Die Entwicklung von Wissenschaft und Technik bietet auch der Kunst neue Möglichkeiten. Das Kunstwerk „Der atmosphärische Wald“ (Atmosfēriskais mežs, 2020) von Rasa Šmite und Raitis Šmits wurde wiederholt in Lettland und international ausgestellt, zuletzt 2022 bei der Ausstellung Earthbound – In Dialogue with Nature (Ausstellungssaal Möllerei, Esch, Luxemburg). Rasa und Raitis Šmits sind international renommierte Künstler und Forscher, die sich mit der Beziehung zwischen Mensch, Natur und Technik beschäftigen. „Der atmosphärische Wald“ stützt sich auf die eigenen dreijährigen Beobachtungen der Šmits im schweizerischen Pfynwald sowie auf die Forschungen anderer Wissenschaftler über die Emissionen von Nadelbäumen (von den Bäumen abgegebene, gasförmige Stoffe, die den charakteristischen Geruch des Waldes erzeugen).  Er ist eine von den Künstlern geschaffene virtuelle Realität, in der Betrachter und Betrachterinnen einen Waldspaziergang erleben, den Geruch des Waldes genießen und die Interaktion zwischen dem Ökosystem der Erde und der Atmosphäre beobachten können.
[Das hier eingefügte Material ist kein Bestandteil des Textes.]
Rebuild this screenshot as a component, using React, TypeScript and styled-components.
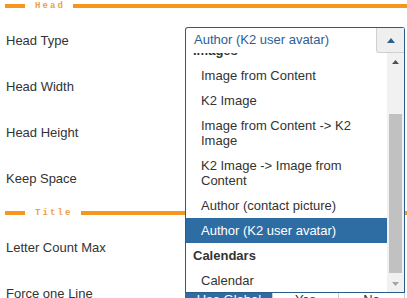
import styled, { createGlobalStyle } from 'styled-components';

const GlobalStyle = createGlobalStyle`
  html, body {
    margin: 0;
    padding: 0;
    background: #fff;
    overflow: hidden;
  }
  body {
    font-family: 'Liberation Sans', Arial, sans-serif;
    color: #333;
  }
`;

type Option = { label: string; group?: boolean; selected?: boolean };

const options: Option[] = [
  { label: 'Images', group: true },
  { label: 'Image from Content' },
  { label: 'K2 Image' },
  { label: 'Image from Content -> K2 Image' },
  { label: 'K2 Image -> Image from Content' },
  { label: 'Author (contact picture)' },
  { label: 'Author (K2 user avatar)', selected: true },
  { label: 'Calendars', group: true },
  { label: 'Calendar' },
];

const SectionTitle = ({ title }: { title: string }) => (
  <SectionHeader>
    <ShortBar />
    <Legend>{title}</Legend>
    <LongBar />
  </SectionHeader>
);

const ToggleGroup = ({ active }: { active: string }) => (
  <Toggles>
    {['Use Global', 'Yes', 'No'].map((label) => (
      <ToggleButton key={label} active={label === active} wide={label === 'Use Global'}>
        {label}
      </ToggleButton>
    ))}
  </Toggles>
);

const App = () => {
  return (
    <Page>
      <GlobalStyle />
      <SectionTitle title="Head" />
      <Row>
        <Label>Head Type</Label>
        <Control>
          <SelectWrap>
            <SelectBox>
              <SelectValue>Author (K2 user avatar)</SelectValue>
              <SelectArrow>
                <svg width="8" height="5" viewBox="0 0 8 5">
                  <path d="M0 5 L4 0 L8 5 Z" fill="#2d5f8f" />
                </svg>
              </SelectArrow>
            </SelectBox>
            <Dropdown>
              <Viewport>
                <OptionList>
                  {options.map((opt) => (
                    <OptionItem key={opt.label} group={!!opt.group} selected={!!opt.selected}>
                      {opt.label}
                    </OptionItem>
                  ))}
                </OptionList>
              </Viewport>
              <Scrollbar>
                <ScrollArrow>
                  <svg width="7" height="4" viewBox="0 0 7 4">
                    <path d="M0 4 L3.5 0 L7 4 Z" fill="#505050" />
                  </svg>
                </ScrollArrow>
                <Track>
                  <Thumb />
                </Track>
                <ScrollArrow>
                  <svg width="7" height="4" viewBox="0 0 7 4">
                    <path d="M0 0 L3.5 4 L7 0 Z" fill="#a3a3a3" />
                  </svg>
                </ScrollArrow>
              </Scrollbar>
            </Dropdown>
          </SelectWrap>
        </Control>
      </Row>
      <Row>
        <Label>Head Width</Label>
        <Control>
          <TextInput />
        </Control>
      </Row>
      <Row>
        <Label>Head Height</Label>
        <Control>
          <TextInput />
        </Control>
      </Row>
      <Row>
        <Label>Keep Space</Label>
        <Control>
          <ToggleGroup active="Use Global" />
        </Control>
      </Row>
      <SectionTitle title="Title" />
      <Row>
        <Label>Letter Count Max</Label>
        <Control>
          <TextInput />
        </Control>
      </Row>
      <Row>
        <Label>Force one Line</Label>
        <Control>
          <ToggleGroup active="Use Global" />
        </Control>
      </Row>
    </Page>
  );
};

const Page = styled.div`
  width: 407px;
  height: 298px;
  overflow: hidden;
  padding-right: 2px;
  box-sizing: border-box;
`;

const SectionHeader = styled.div`
  display: flex;
  align-items: center;
  height: 12px;
  margin: 6px -2px 5px 0;
  padding-left: 5px;

  &:first-child {
    margin-top: 0;
  }
`;

const ShortBar = styled.div`
  width: 20px;
  height: 4px;
  background: #f5961e;
`;

const LongBar = styled.div`
  flex: 1;
  height: 4px;
  background: #f5961e;
`;

const Legend = styled.span`
  font-family: 'Liberation Mono', 'Courier New', monospace;
  font-size: 9px;
  font-weight: bold;
  letter-spacing: 2.1px;
  color: #eba14c;
  margin: 0 8px 0 10px;
  line-height: 12px;
`;

const Row = styled.div`
  display: flex;
  align-items: center;
  height: 46px;
`;

const Label = styled.div`
  width: 185px;
  padding-left: 6px;
  box-sizing: border-box;
  font-size: 13px;
  color: #333;
`;

const Control = styled.div`
  flex: 1;
`;

const SelectWrap = styled.div`
  position: relative;
  z-index: 5;
`;

const SelectBox = styled.div`
  display: flex;
  align-items: stretch;
  height: 26px;
  box-sizing: border-box;
  border: 1px solid #2c5b87;
  border-bottom: none;
  border-radius: 3px 3px 0 0;
  background: #fff;
`;

const SelectValue = styled.div`
  flex: 1;
  padding-left: 8px;
  font-size: 13px;
  line-height: 24px;
  color: #2a6096;
`;

const SelectArrow = styled.div`
  width: 27px;
  display: flex;
  align-items: center;
  justify-content: center;
  background: #efefef;
  border-left: 1px solid #cfcfcf;
  border-bottom: 1px solid #cfcfcf;
  border-bottom-left-radius: 3px;
`;

const Dropdown = styled.div`
  position: absolute;
  top: 26px;
  left: 0;
  right: 0;
  height: 240px;
  display: flex;
  box-sizing: border-box;
  border: 1px solid #2c5b87;
  border-top: none;
  background: #fff;
`;

const Viewport = styled.div`
  flex: 1;
  overflow: hidden;
`;

const OptionList = styled.ul`
  list-style: none;
  margin: -15px 0 0;
  padding: 0;
`;

const OptionItem = styled.li<{ group: boolean; selected: boolean }>`
  padding: 5px 20px 5px ${(p) => (p.group ? '7px' : '15px')};
  font-size: 13px;
  line-height: 15px;
  font-weight: ${(p) => (p.group ? 'bold' : 'normal')};
  color: ${(p) => (p.selected ? '#fff' : '#333')};
  background: ${(p) => (p.selected ? '#2e6da4' : 'transparent')};
`;

const Scrollbar = styled.div`
  width: 17px;
  display: flex;
  flex-direction: column;
  background: #f1f1f1;
`;

const ScrollArrow = styled.div`
  height: 17px;
  display: flex;
  align-items: center;
  justify-content: center;
`;

const Track = styled.div`
  flex: 1;
  padding: 44px 2px 2px;
  display: flex;
`;

const Thumb = styled.div`
  flex: 1;
  background: #c1c1c1;
`;

const TextInput = styled.div`
  height: 26px;
  box-sizing: border-box;
  border: 1px solid #ccc;
  border-radius: 3px;
`;

const Toggles = styled.div`
  display: flex;
  height: 26px;
  margin-top: 12px;
`;

const ToggleButton = styled.div<{ active: boolean; wide: boolean }>`
  flex: ${(p) => (p.wide ? '0 0 88px' : '1')};
  display: flex;
  align-items: center;
  justify-content: center;
  font-size: 13px;
  box-sizing: border-box;
  border: 1px solid ${(p) => (p.active ? '#2e6da4' : '#ccc')};
  margin-left: -1px;
  background: ${(p) => (p.active ? '#2e6da4' : '#fff')};
  color: ${(p) => (p.active ? '#fff' : '#333')};

  &:first-child {
    margin-left: 0;
    border-radius: 3px 0 0 3px;
  }
  &:last-child {
    border-radius: 0 3px 3px 0;
  }
`;

export default App;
Die dem Publikum gebotenen Fragmente des lettischen Kunstlebens bestätigen die Präsenz des Waldes in unserer Kultur als integraler Bestandteil der lettischen Natur und Landschaft. Künstler und Künstlerinnen erforschen die Natur, entdecken ihre persönliche Haltung und finden ihre Nähe zum aktuellen Zeitgeschehen – das Zusammenwirken dieser drei Komponenten ist ein hoffnungsvoller Garant für die Zukunft unserer Malerei.